If you haven’t already figured this out about me yet, I spend a lot of time thinking about the culture of life I want Levi to learn from the way Greg and I choose to live our lives. We talk a lot about the important of friendships with him and we make our best efforts to surround him with people who are going to love and care for him especially in these tender and impressionable years of his life. We try to impart to him that possessions have little meaning and nothing is really ours anyway so what’s the point in living your life around how you can get the best and newest and most expensive stuff.
Lately though I have felt another tug on my mom’s heart of a “life lesson” I want Greg and I to strive to live out for him. How many times do we look at our calendars and think, “Man! How did we get this busy so fast?!” It’s the American syndrome of success that tells us being busy means you are powerful, important, sought after and well liked. And yet, the reality of it is that most people HATE feeling so busy. We hate that we don’t see our kids as much as we want. Or that we feel like ships passing in the night with our significant others. Or have you ever tried to plan out a dinner or a play date or even a quick lunch with someone and there simply is no blank space on the calendar because both of you have filled it with other dinners, play dates, meetings and lunches.
Don’t get me wrong, I clearly love friendships and they take time and that is always time well spent. And we have to work because that is how we are able to put food in hungry mouths and don’t forget, you have to actually go buy the food for that hungry mouth so sacrificing the weekly trip to the grocery store to free up more time isn’t an option either. There really are so many things that we really do need to spend our time on to be happy, healthy and fulfilled. But how many things that we choose to spend our time don’t actually make us feel fulfilled but just make us feel busy? Man, especially in toddler life. I weekly fight the temptation to fill up Levi’s schedule just so I can keep my busy beaver happy. There’s music classes and story times and open gym times and science centers and zoos and just about anything else your little ball of energy would LOVE to go do. But when I start filling our week with that kind of a stuff and a friend texts me desperately trying to have lunch with us and all I can say is, “Well we can do NEXT Wednesday at 3….maybe. Hang on, let me think about this some more.” Well, that’s just ridiculous.
So here is where the rubber is meeting the road for me. I have come to realize that, for the most part, being busy is a choice.
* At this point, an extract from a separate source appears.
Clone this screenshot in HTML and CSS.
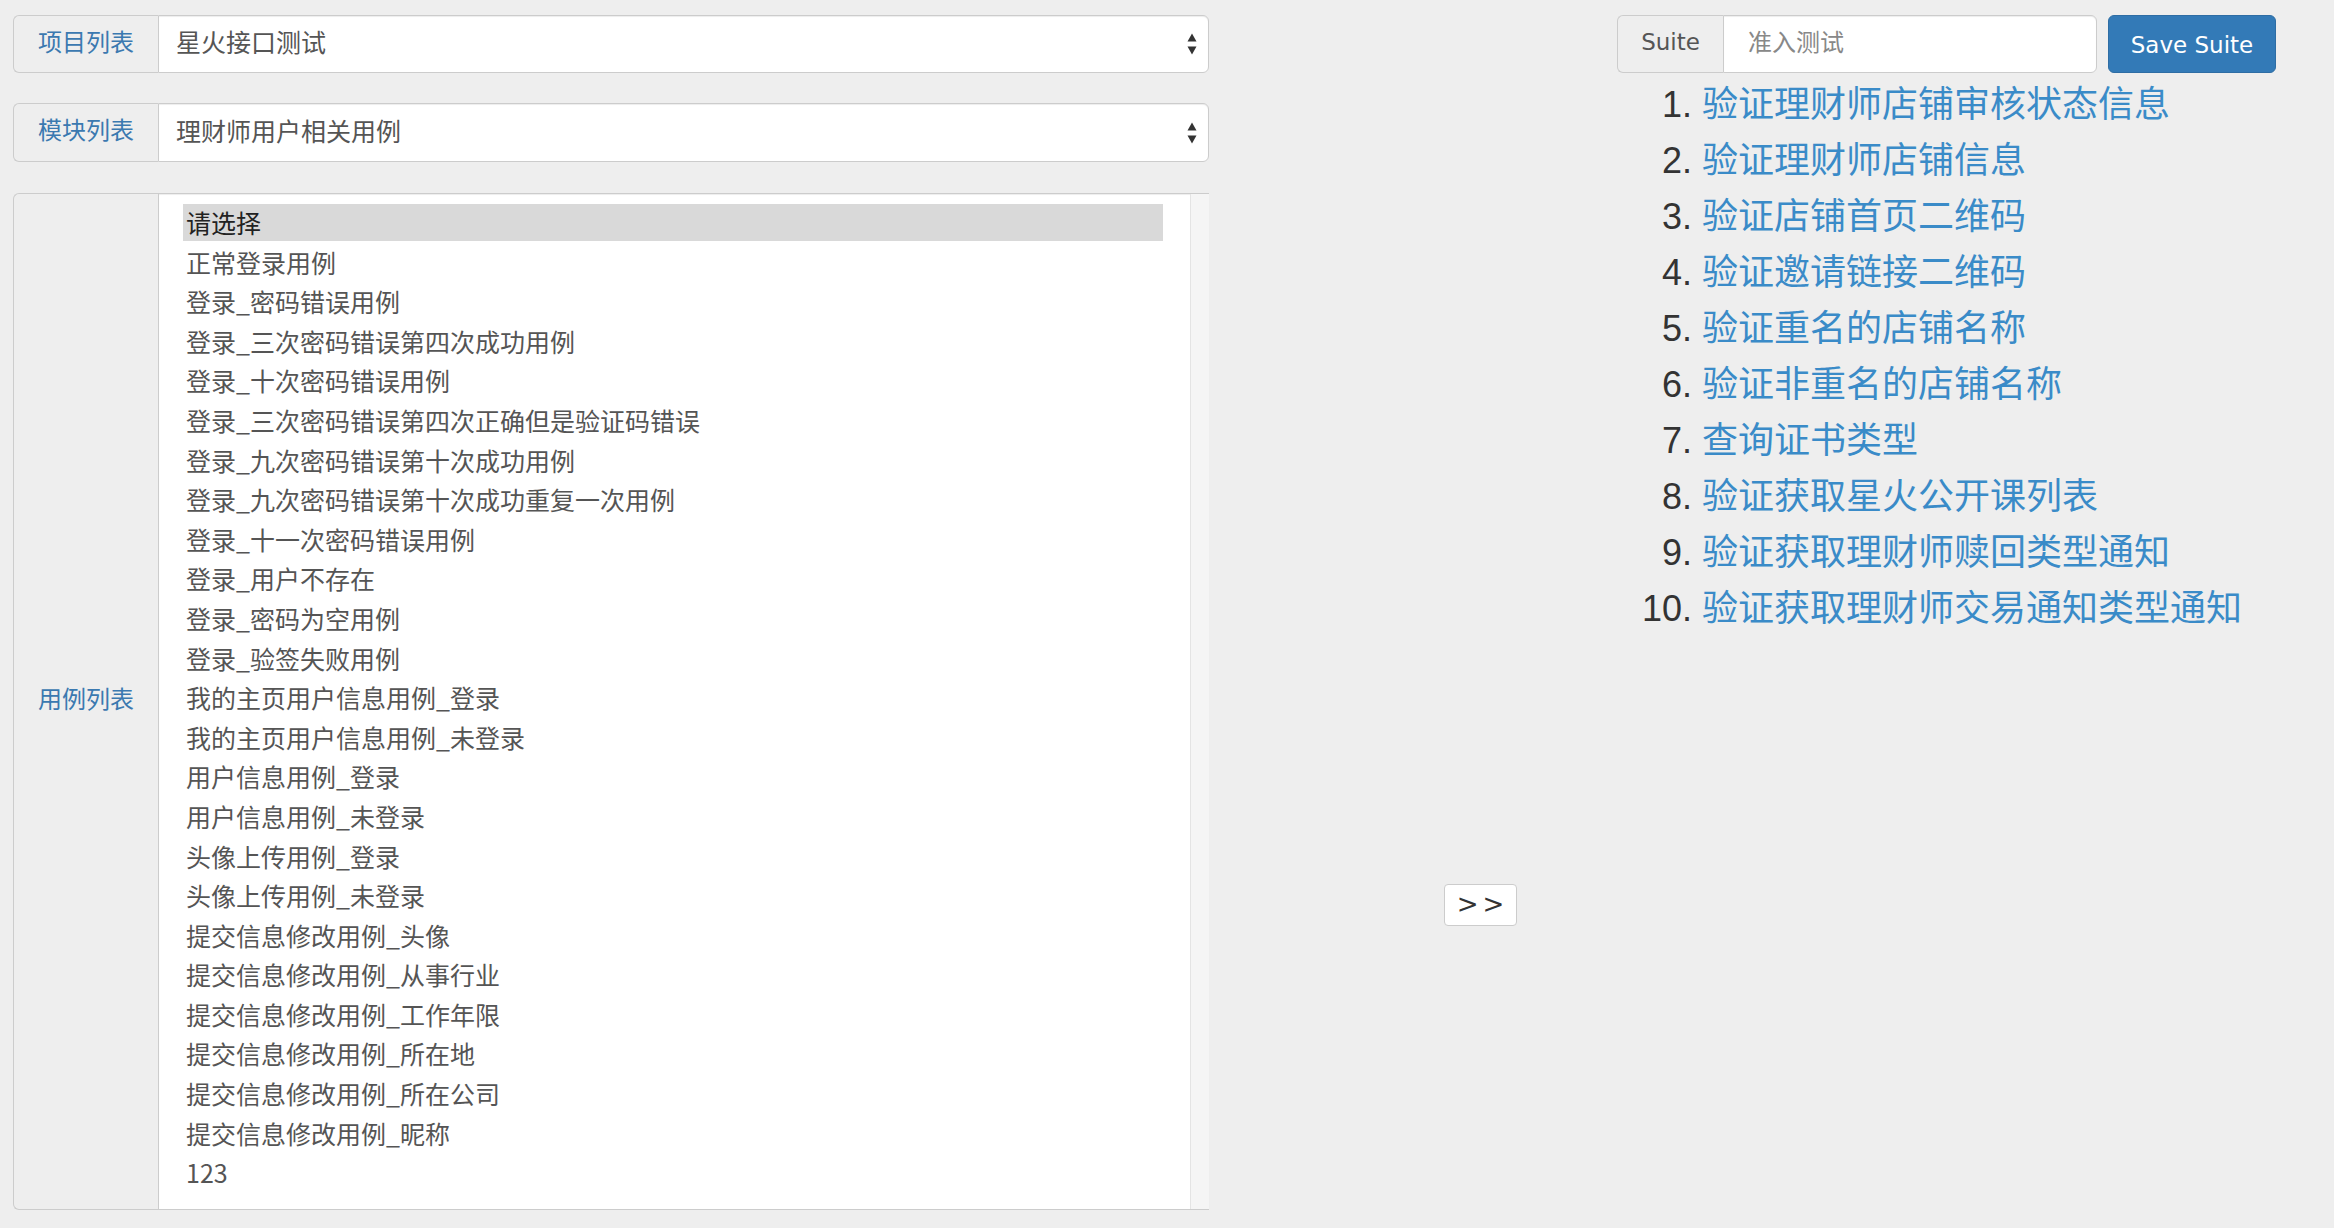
FILE: index.html
```html
<!DOCTYPE html>
<html lang="zh-CN">
<head>
<meta charset="utf-8">
<title>Suite</title>
<link rel="stylesheet" href="styles.css">
</head>
<body>
<div class="page">
  <div class="left">
    <div class="group row1">
      <span class="addon">项目列表</span>
      <div class="select">
        <span class="select-text">星火接口测试</span>
        <svg class="arrows" width="12" height="26" viewBox="0 0 12 26"><path d="M1.5 10.5 L6 2.5 L10.5 10.5 Z M1.5 15.5 L6 23.5 L10.5 15.5 Z" fill="#333"/></svg>
      </div>
    </div>
    <div class="group row2">
      <span class="addon">模块列表</span>
      <div class="select">
        <span class="select-text">理财师用户相关用例</span>
        <svg class="arrows" width="12" height="26" viewBox="0 0 12 26"><path d="M1.5 10.5 L6 2.5 L10.5 10.5 Z M1.5 15.5 L6 23.5 L10.5 15.5 Z" fill="#333"/></svg>
      </div>
    </div>
    <div class="group row3">
      <span class="addon">用例列表</span>
      <div class="listbox">
        <div class="options">
          <div class="option selected">请选择</div>
          <div class="option">正常登录用例</div>
          <div class="option">登录_密码错误用例</div>
          <div class="option">登录_三次密码错误第四次成功用例</div>
          <div class="option">登录_十次密码错误用例</div>
          <div class="option">登录_三次密码错误第四次正确但是验证码错误</div>
          <div class="option">登录_九次密码错误第十次成功用例</div>
          <div class="option">登录_九次密码错误第十次成功重复一次用例</div>
          <div class="option">登录_十一次密码错误用例</div>
          <div class="option">登录_用户不存在</div>
          <div class="option">登录_密码为空用例</div>
          <div class="option">登录_验签失败用例</div>
          <div class="option">我的主页用户信息用例_登录</div>
          <div class="option">我的主页用户信息用例_未登录</div>
          <div class="option">用户信息用例_登录</div>
          <div class="option">用户信息用例_未登录</div>
          <div class="option">头像上传用例_登录</div>
          <div class="option">头像上传用例_未登录</div>
          <div class="option">提交信息修改用例_头像</div>
          <div class="option">提交信息修改用例_从事行业</div>
          <div class="option">提交信息修改用例_工作年限</div>
          <div class="option">提交信息修改用例_所在地</div>
          <div class="option">提交信息修改用例_所在公司</div>
          <div class="option">提交信息修改用例_昵称</div>
          <div class="option">123</div>
        </div>
        <div class="track"></div>
      </div>
    </div>
  </div>
  <div class="middle">
    <button class="move-btn">&gt;&gt;</button>
  </div>
  <div class="right">
    <div class="suite-row">
      <div class="suite-group">
        <span class="suite-addon">Suite</span>
        <div class="suite-input">准入测试</div>
      </div>
      <button class="save-btn">Save Suite</button>
    </div>
    <ol class="suite-list">
      <li><a href="#">验证理财师店铺审核状态信息</a></li>
      <li><a href="#">验证理财师店铺信息</a></li>
      <li><a href="#">验证店铺首页二维码</a></li>
      <li><a href="#">验证邀请链接二维码</a></li>
      <li><a href="#">验证重名的店铺名称</a></li>
      <li><a href="#">验证非重名的店铺名称</a></li>
      <li><a href="#">查询证书类型</a></li>
      <li><a href="#">验证获取星火公开课列表</a></li>
      <li><a href="#">验证获取理财师赎回类型通知</a></li>
      <li><a href="#">验证获取理财师交易通知类型通知</a></li>
    </ol>
  </div>
</div>
</body>
</html>
```

FILE: styles.css
```css
html, body {
  margin: 0;
  padding: 0;
  background: #eeeeee;
}

body {
  font-family: "Liberation Sans", "Noto Sans CJK SC", sans-serif;
  color: #555;
  width: 2334px;
  height: 1228px;
  overflow: hidden;
}

.page {
  display: flex;
  align-items: flex-start;
  padding: 15px 0 0 13px;
}

.left {
  width: 1196px;
  display: flex;
  flex-direction: column;
}

.group {
  display: flex;
  height: 58px;
}

.row2 {
  margin-top: 30px;
  height: 59px;
}

.row3 {
  margin-top: 31px;
  height: 1017px;
}

.addon {
  box-sizing: border-box;
  width: 145px;
  flex: none;
  display: flex;
  align-items: center;
  justify-content: center;
  padding-bottom: 8px;
  background: #eeeeee;
  border: 1px solid #cccccc;
  border-right: 0;
  border-radius: 6px 0 0 6px;
  color: #3b79b0;
  font-family: "Noto Sans CJK SC", sans-serif;
  font-size: 24px;
}

.select {
  flex: 1;
  box-sizing: border-box;
  display: flex;
  align-items: center;
  justify-content: space-between;
  background: #fff;
  border: 1px solid #cccccc;
  border-radius: 0 6px 6px 0;
  padding: 0 10px 0 17px;
  font-family: "Noto Sans CJK SC", sans-serif;
  font-size: 25px;
  color: #555;
  box-shadow: inset 0 1px 1px rgba(0, 0, 0, 0.075);
}

.select-text {
  position: relative;
  top: -3px;
}

.arrows {
  display: block;
}

.listbox {
  flex: 1;
  box-sizing: border-box;
  display: flex;
  background: #fff;
  border: 1px solid #cccccc;
  border-right: 0;
  box-shadow: inset 0 1px 1px rgba(0, 0, 0, 0.075);
}

.options {
  flex: 1;
  padding: 10px 27px 0 24px;
}

.option {
  height: 37px;
  line-height: 37px;
  margin-bottom: 2.6px;
  padding-left: 3px;
  font-family: "Noto Sans CJK SC", sans-serif;
  font-size: 25px;
  color: #555;
  white-space: nowrap;
}

.option.selected {
  background: #d9d9d9;
  color: #222;
}

.track {
  width: 18px;
  flex: none;
  background: #f5f5f5;
  border-left: 1px solid #e4e4e4;
}

.middle {
  width: 408px;
  flex: none;
}

.move-btn {
  display: block;
  margin: 869px 0 0 235px;
  width: 73px;
  height: 42px;
  box-sizing: border-box;
  background: #fff;
  border: 1px solid #cccccc;
  border-radius: 4px;
  color: #333;
  font-family: "DejaVu Sans", sans-serif;
  font-size: 26px;
  letter-spacing: 4px;
  padding: 0 0 3px 4px;
}

.right {
  width: 680px;
  flex: none;
}

.suite-row {
  display: flex;
  height: 58px;
}

.suite-group {
  width: 480px;
  display: flex;
}

.suite-addon {
  box-sizing: border-box;
  width: 106px;
  display: flex;
  align-items: center;
  justify-content: center;
  padding-bottom: 4px;
  background: #eeeeee;
  border: 1px solid #cccccc;
  border-right: 0;
  border-radius: 6px 0 0 6px;
  font-family: "DejaVu Sans", sans-serif;
  font-size: 23px;
  color: #555;
}

.suite-input {
  flex: 1;
  box-sizing: border-box;
  display: flex;
  align-items: center;
  background: #fff;
  border: 1px solid #cccccc;
  border-radius: 0 6px 6px 0;
  padding-left: 24px;
  padding-bottom: 7px;
  font-family: "Noto Sans CJK SC", sans-serif;
  font-size: 24px;
  color: #888;
  box-shadow: inset 0 1px 1px rgba(0, 0, 0, 0.075);
}

.save-btn {
  margin-left: 11px;
  width: 168px;
  height: 58px;
  box-sizing: border-box;
  background: #337ab7;
  border: 1px solid #2e6da4;
  border-radius: 6px;
  color: #fff;
  font-family: "DejaVu Sans", sans-serif;
  font-size: 23px;
  padding: 2px 0 0 0;
}

.suite-list {
  margin: 0;
  padding-left: 85px;
  font-size: 36px;
  line-height: 56px;
  color: #333;
  font-family: "Liberation Sans", "Noto Sans CJK SC", sans-serif;
}

.suite-list li {
  height: 56px;
}

.suite-list a {
  color: #3a8bc8;
  text-decoration: none;
  font-family: "Noto Sans CJK SC", sans-serif;
  line-height: 56px;
}
```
I choose to be busy. I choose to fill up the calendar and lose all the blank space. I choose to make my life full of quick dinners and way too much time in the car. Right now, its a choice I make. But sooner than I would like to believe, being busy won’t be as much of a choice as it is now. Because soon, Levi will want to join a soccer team or play an instrument or take art classes. He will develop his own interests and hobbies that will be stepping stones to who he is meant to become and we will try our absolute hardest then to let him become that person. So we will probably do more dinners in the car on the way to practice than we would like. Greg and I will wave hello and goodbye in the driveway as one returns home and one leaves. The older Levi gets and the more we take on the busier we will become and the harder we will have to fight to teach Levi how to make good decisions with his time and to make his relationships a priority… but we don’t have to do that now. We can teach him to slow down.
But this means sacrifice. This means as much as I would LOVE to indulge in my newest obsession of barre workouts 3-4 times a week, I need to accept that that is too much time away from my family and be content with going just once or twice. As much as Greg would love to accept every happy hour invite after work and every musical jam session that he is invited to, he chooses to parcel those out carefully in light of what is best for all of us. We make these sacrifices with the hopes that when life does truly get busy, we can still make good decisions as a family with our time. We can still invest in good relationships and give the people we love the time we all need to feel loved and cared for.
So for now, I am choosing to leave blank space on the calendar. And I am leaving it there so that Levi can learn that being busy isn’t being popular. Being busy means you miss out on last minute lunch dates and after nap cuddle sessions on the couch. Blank space means you are leaving space for God to fill with whatever people or events or meals or downtime He sees fit. I want Levi to learn to live in the blank space.